The problem
Transcribe every line exactly. Leave the pictures behind.

Recorded data
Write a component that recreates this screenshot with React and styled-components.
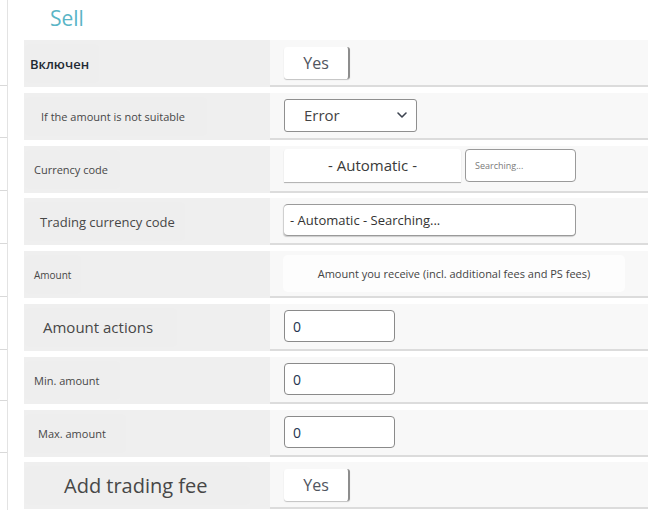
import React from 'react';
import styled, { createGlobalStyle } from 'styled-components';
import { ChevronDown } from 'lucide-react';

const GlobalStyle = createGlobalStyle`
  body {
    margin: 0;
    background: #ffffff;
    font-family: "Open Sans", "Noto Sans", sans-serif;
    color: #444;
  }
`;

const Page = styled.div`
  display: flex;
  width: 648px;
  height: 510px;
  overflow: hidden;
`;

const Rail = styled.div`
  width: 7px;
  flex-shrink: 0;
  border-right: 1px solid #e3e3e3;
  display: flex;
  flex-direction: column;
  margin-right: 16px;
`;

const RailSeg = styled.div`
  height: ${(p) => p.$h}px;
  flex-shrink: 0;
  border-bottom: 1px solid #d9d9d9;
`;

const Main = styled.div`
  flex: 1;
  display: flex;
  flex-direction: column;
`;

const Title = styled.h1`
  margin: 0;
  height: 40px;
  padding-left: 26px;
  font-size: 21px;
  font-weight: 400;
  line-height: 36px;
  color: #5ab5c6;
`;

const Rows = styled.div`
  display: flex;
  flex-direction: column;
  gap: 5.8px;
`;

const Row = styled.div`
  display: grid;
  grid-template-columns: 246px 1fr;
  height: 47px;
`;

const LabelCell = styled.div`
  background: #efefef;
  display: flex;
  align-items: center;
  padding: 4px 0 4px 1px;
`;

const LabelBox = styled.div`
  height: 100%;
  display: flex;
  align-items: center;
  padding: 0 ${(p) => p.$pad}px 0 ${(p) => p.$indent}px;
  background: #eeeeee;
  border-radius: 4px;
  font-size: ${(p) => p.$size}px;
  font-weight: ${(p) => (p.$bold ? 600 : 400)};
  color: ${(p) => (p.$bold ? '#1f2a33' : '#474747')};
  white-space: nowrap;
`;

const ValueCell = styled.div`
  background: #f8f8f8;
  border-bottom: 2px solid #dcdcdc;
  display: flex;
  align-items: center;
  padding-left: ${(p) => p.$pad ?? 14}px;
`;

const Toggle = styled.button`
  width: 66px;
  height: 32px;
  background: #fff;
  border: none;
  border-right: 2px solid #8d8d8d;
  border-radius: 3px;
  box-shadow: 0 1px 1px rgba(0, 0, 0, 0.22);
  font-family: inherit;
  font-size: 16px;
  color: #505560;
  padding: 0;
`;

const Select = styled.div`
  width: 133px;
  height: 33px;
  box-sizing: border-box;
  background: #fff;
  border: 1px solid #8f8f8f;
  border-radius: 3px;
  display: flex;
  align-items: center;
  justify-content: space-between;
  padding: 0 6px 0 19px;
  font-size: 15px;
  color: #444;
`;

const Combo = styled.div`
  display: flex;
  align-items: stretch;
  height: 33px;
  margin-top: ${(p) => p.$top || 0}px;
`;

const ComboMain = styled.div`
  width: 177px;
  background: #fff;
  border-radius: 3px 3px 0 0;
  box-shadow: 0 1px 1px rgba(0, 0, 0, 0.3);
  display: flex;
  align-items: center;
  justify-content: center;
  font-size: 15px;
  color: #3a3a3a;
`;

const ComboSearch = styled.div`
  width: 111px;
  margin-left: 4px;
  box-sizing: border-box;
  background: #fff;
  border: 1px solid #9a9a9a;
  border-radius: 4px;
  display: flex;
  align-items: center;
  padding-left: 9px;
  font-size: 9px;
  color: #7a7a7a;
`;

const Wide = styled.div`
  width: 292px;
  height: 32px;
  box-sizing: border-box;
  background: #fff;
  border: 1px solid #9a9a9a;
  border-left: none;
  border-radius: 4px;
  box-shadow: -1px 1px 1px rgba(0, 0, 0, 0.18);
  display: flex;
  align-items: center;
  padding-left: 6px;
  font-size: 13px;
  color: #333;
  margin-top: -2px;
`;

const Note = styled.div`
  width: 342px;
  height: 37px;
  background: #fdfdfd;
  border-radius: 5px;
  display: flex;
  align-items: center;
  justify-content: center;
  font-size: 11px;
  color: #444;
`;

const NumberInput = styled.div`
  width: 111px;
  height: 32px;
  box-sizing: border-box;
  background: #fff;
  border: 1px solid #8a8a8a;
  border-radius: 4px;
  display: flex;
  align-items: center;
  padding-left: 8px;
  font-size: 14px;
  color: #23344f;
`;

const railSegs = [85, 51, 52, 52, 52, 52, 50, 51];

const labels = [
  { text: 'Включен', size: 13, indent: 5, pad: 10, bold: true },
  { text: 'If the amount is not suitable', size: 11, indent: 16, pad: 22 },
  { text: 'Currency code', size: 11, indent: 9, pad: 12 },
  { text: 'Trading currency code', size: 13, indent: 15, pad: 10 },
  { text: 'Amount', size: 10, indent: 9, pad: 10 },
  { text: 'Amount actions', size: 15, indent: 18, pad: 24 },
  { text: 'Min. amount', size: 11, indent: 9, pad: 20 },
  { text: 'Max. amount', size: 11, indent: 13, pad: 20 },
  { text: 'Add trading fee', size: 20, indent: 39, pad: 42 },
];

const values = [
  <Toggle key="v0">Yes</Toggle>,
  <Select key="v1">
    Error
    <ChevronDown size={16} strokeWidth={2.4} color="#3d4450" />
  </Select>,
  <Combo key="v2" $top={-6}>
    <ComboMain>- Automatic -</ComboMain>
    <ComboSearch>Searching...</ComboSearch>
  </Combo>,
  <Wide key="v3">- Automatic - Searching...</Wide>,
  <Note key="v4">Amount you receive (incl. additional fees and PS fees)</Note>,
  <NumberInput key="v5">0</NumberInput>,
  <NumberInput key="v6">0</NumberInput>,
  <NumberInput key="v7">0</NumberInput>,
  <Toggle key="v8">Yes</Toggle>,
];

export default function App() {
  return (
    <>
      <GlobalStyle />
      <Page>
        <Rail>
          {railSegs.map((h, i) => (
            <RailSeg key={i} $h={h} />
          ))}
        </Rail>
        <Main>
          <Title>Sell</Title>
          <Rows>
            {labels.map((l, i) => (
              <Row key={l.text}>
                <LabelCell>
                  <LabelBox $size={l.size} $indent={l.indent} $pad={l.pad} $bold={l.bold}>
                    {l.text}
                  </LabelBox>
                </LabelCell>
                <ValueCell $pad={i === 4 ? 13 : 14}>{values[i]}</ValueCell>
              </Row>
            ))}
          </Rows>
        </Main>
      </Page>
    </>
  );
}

Result of the exercise
Write a component that recreates this screenshot with React and styled-components.
import React from 'react';
import styled, { createGlobalStyle } from 'styled-components';
import { ChevronDown } from 'lucide-react';

const GlobalStyle = createGlobalStyle`
  body {
    margin: 0;
    background: #ffffff;
    font-family: "Open Sans", "Noto Sans", sans-serif;
    color: #444;
  }
`;

const Page = styled.div`
  display: flex;
  width: 648px;
  height: 510px;
  overflow: hidden;
`;

const Rail = styled.div`
  width: 7px;
  flex-shrink: 0;
  border-right: 1px solid #e3e3e3;
  display: flex;
  flex-direction: column;
  margin-right: 16px;
`;

const RailSeg = styled.div`
  height: ${(p) => p.$h}px;
  flex-shrink: 0;
  border-bottom: 1px solid #d9d9d9;
`;

const Main = styled.div`
  flex: 1;
  display: flex;
  flex-direction: column;
`;

const Title = styled.h1`
  margin: 0;
  height: 40px;
  padding-left: 26px;
  font-size: 21px;
  font-weight: 400;
  line-height: 36px;
  color: #5ab5c6;
`;

const Rows = styled.div`
  display: flex;
  flex-direction: column;
  gap: 5.8px;
`;

const Row = styled.div`
  display: grid;
  grid-template-columns: 246px 1fr;
  height: 47px;
`;

const LabelCell = styled.div`
  background: #efefef;
  display: flex;
  align-items: center;
  padding: 4px 0 4px 1px;
`;

const LabelBox = styled.div`
  height: 100%;
  display: flex;
  align-items: center;
  padding: 0 ${(p) => p.$pad}px 0 ${(p) => p.$indent}px;
  background: #eeeeee;
  border-radius: 4px;
  font-size: ${(p) => p.$size}px;
  font-weight: ${(p) => (p.$bold ? 600 : 400)};
  color: ${(p) => (p.$bold ? '#1f2a33' : '#474747')};
  white-space: nowrap;
`;

const ValueCell = styled.div`
  background: #f8f8f8;
  border-bottom: 2px solid #dcdcdc;
  display: flex;
  align-items: center;
  padding-left: ${(p) => p.$pad ?? 14}px;
`;

const Toggle = styled.button`
  width: 66px;
  height: 32px;
  background: #fff;
  border: none;
  border-right: 2px solid #8d8d8d;
  border-radius: 3px;
  box-shadow: 0 1px 1px rgba(0, 0, 0, 0.22);
  font-family: inherit;
  font-size: 16px;
  color: #505560;
  padding: 0;
`;

const Select = styled.div`
  width: 133px;
  height: 33px;
  box-sizing: border-box;
  background: #fff;
  border: 1px solid #8f8f8f;
  border-radius: 3px;
  display: flex;
  align-items: center;
  justify-content: space-between;
  padding: 0 6px 0 19px;
  font-size: 15px;
  color: #444;
`;

const Combo = styled.div`
  display: flex;
  align-items: stretch;
  height: 33px;
  margin-top: ${(p) => p.$top || 0}px;
`;

const ComboMain = styled.div`
  width: 177px;
  background: #fff;
  border-radius: 3px 3px 0 0;
  box-shadow: 0 1px 1px rgba(0, 0, 0, 0.3);
  display: flex;
  align-items: center;
  justify-content: center;
  font-size: 15px;
  color: #3a3a3a;
`;

const ComboSearch = styled.div`
  width: 111px;
  margin-left: 4px;
  box-sizing: border-box;
  background: #fff;
  border: 1px solid #9a9a9a;
  border-radius: 4px;
  display: flex;
  align-items: center;
  padding-left: 9px;
  font-size: 9px;
  color: #7a7a7a;
`;

const Wide = styled.div`
  width: 292px;
  height: 32px;
  box-sizing: border-box;
  background: #fff;
  border: 1px solid #9a9a9a;
  border-left: none;
  border-radius: 4px;
  box-shadow: -1px 1px 1px rgba(0, 0, 0, 0.18);
  display: flex;
  align-items: center;
  padding-left: 6px;
  font-size: 13px;
  color: #333;
  margin-top: -2px;
`;

const Note = styled.div`
  width: 342px;
  height: 37px;
  background: #fdfdfd;
  border-radius: 5px;
  display: flex;
  align-items: center;
  justify-content: center;
  font-size: 11px;
  color: #444;
`;

const NumberInput = styled.div`
  width: 111px;
  height: 32px;
  box-sizing: border-box;
  background: #fff;
  border: 1px solid #8a8a8a;
  border-radius: 4px;
  display: flex;
  align-items: center;
  padding-left: 8px;
  font-size: 14px;
  color: #23344f;
`;

const railSegs = [85, 51, 52, 52, 52, 52, 50, 51];

const labels = [
  { text: 'Включен', size: 13, indent: 5, pad: 10, bold: true },
  { text: 'If the amount is not suitable', size: 11, indent: 16, pad: 22 },
  { text: 'Currency code', size: 11, indent: 9, pad: 12 },
  { text: 'Trading currency code', size: 13, indent: 15, pad: 10 },
  { text: 'Amount', size: 10, indent: 9, pad: 10 },
  { text: 'Amount actions', size: 15, indent: 18, pad: 24 },
  { text: 'Min. amount', size: 11, indent: 9, pad: 20 },
  { text: 'Max. amount', size: 11, indent: 13, pad: 20 },
  { text: 'Add trading fee', size: 20, indent: 39, pad: 42 },
];

const values = [
  <Toggle key="v0">Yes</Toggle>,
  <Select key="v1">
    Error
    <ChevronDown size={16} strokeWidth={2.4} color="#3d4450" />
  </Select>,
  <Combo key="v2" $top={-6}>
    <ComboMain>- Automatic -</ComboMain>
    <ComboSearch>Searching...</ComboSearch>
  </Combo>,
  <Wide key="v3">- Automatic - Searching...</Wide>,
  <Note key="v4">Amount you receive (incl. additional fees and PS fees)</Note>,
  <NumberInput key="v5">0</NumberInput>,
  <NumberInput key="v6">0</NumberInput>,
  <NumberInput key="v7">0</NumberInput>,
  <Toggle key="v8">Yes</Toggle>,
];

export default function App() {
  return (
    <>
      <GlobalStyle />
      <Page>
        <Rail>
          {railSegs.map((h, i) => (
            <RailSeg key={i} $h={h} />
          ))}
        </Rail>
        <Main>
          <Title>Sell</Title>
          <Rows>
            {labels.map((l, i) => (
              <Row key={l.text}>
                <LabelCell>
                  <LabelBox $size={l.size} $indent={l.indent} $pad={l.pad} $bold={l.bold}>
                    {l.text}
                  </LabelBox>
                </LabelCell>
                <ValueCell $pad={i === 4 ? 13 : 14}>{values[i]}</ValueCell>
              </Row>
            ))}
          </Rows>
        </Main>
      </Page>
    </>
  );
}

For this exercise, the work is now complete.